ModuleNotFoundError: No module named 'open3d'

# ShAPO Model (Setup)

In [None]:
sys.argv = ['', '@shapo/configs/net_config.txt']
parser = argparse.ArgumentParser(fromfile_prefix_chars='@')
common.add_train_args(parser)
app_group = parser.add_argument_group('app')
app_group.add_argument('--app_output', default='inference', type=str)
app_group.add_argument('--result_name', default='shapo_inference', type=str)
app_group.add_argument('--data_dir', default='shapo/test_data', type=str)

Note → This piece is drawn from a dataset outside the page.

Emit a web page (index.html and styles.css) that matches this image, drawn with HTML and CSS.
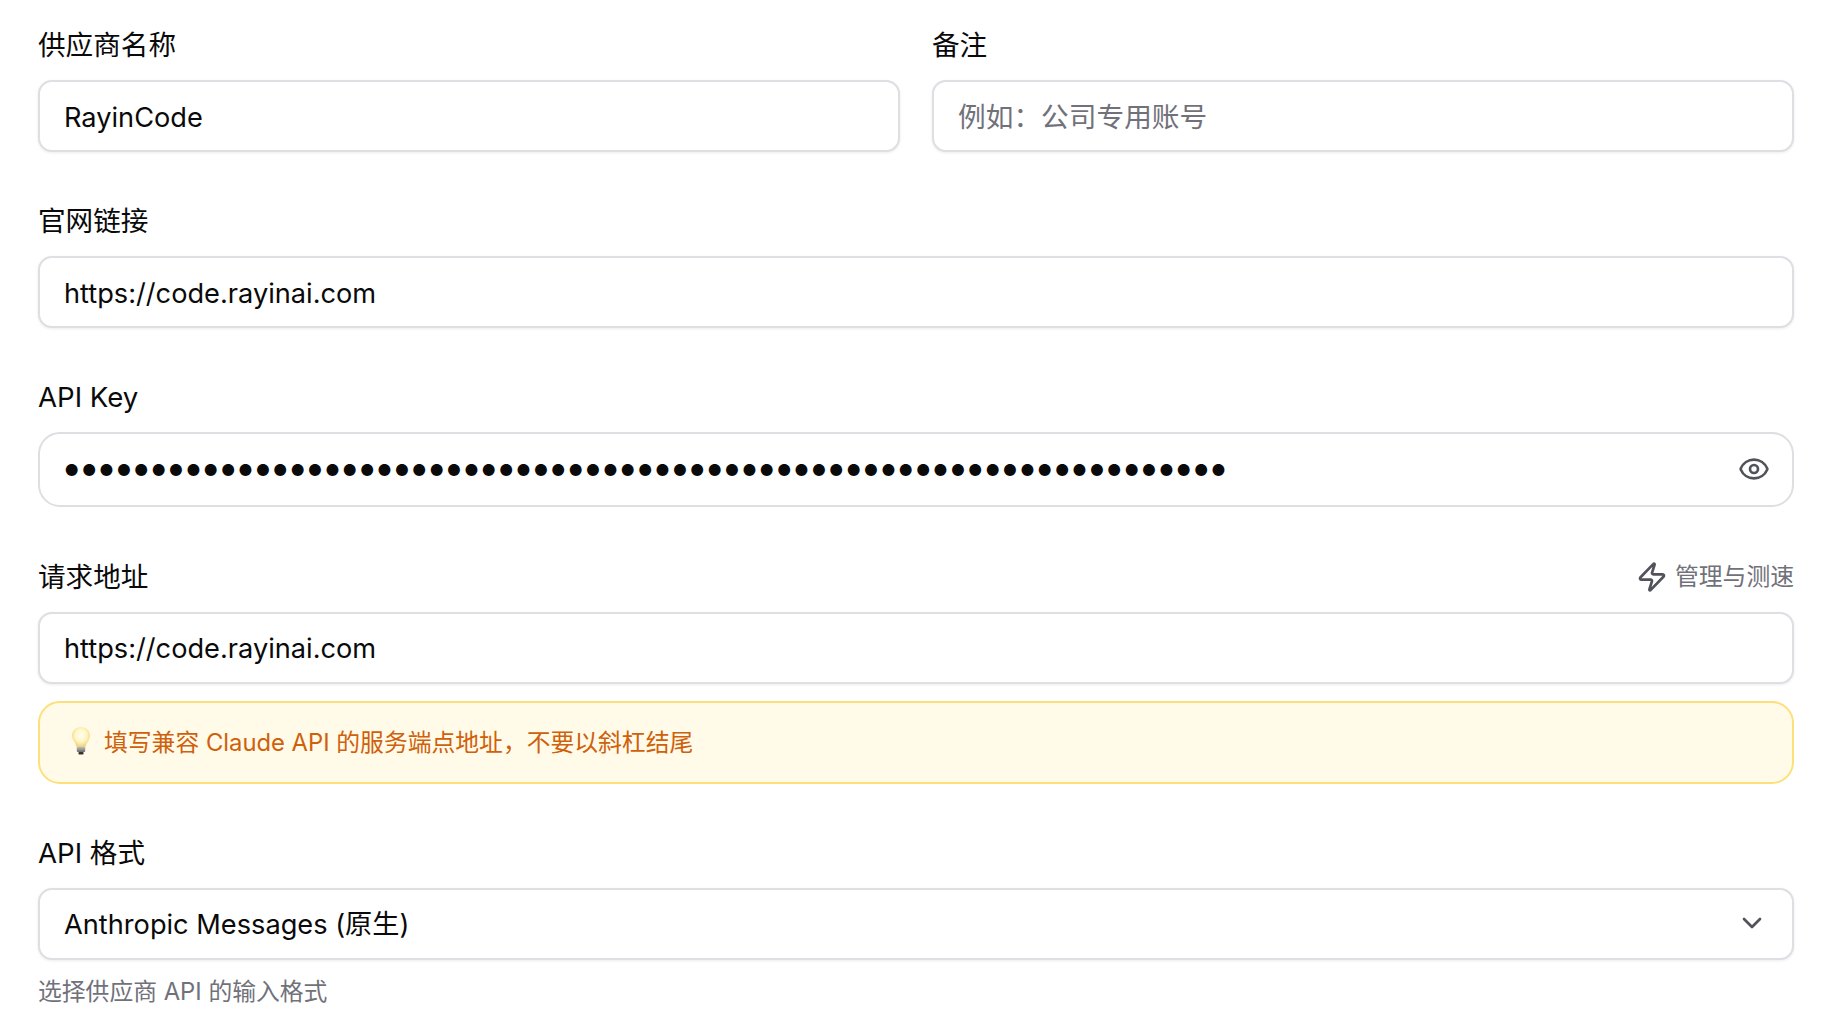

hparams = parser.parse_args()
min_confidence = 0.50
use_gpu=True
hparams.checkpoint = 'shapo/ckpts/shapo_real.ckpt'
model = PanopticModel(hparams, 0, None, None)
model.eval()
if use_gpu:
    model.cuda()
data_path = open(os.path.join(hparams.data_dir, 'Real', 'test_list_subset.txt')).read().splitlines()
_CAMERA = camera.NOCS_Real()
sdf_pretrained_dir = os.path.join(hparams.data_dir, 'sdf_rgb_pretrained')
rgb_model_dir = os.path.join(hparams.data_dir, 'sdf_rgb_pretrained', 'rgb_net_weights')

# Single Shot inference
 Note that how this part is similar to [CenterSnap](https://zubair-irshad.github.io/projects/CenterSnap.html) and we predict *SDF embeddings* instead of *pointcloud embeddings*. We further predict *appearance embeddings* and *segmentation masks* as well for downstream optimization

In [None]:
#num from 0 to 3 (small subset of data)
num = 0
img_full_path = os.path.join(hparams.data_dir, 'Real', data_path[num])
img_vis = cv2.imread(img_full_path + '_color.png')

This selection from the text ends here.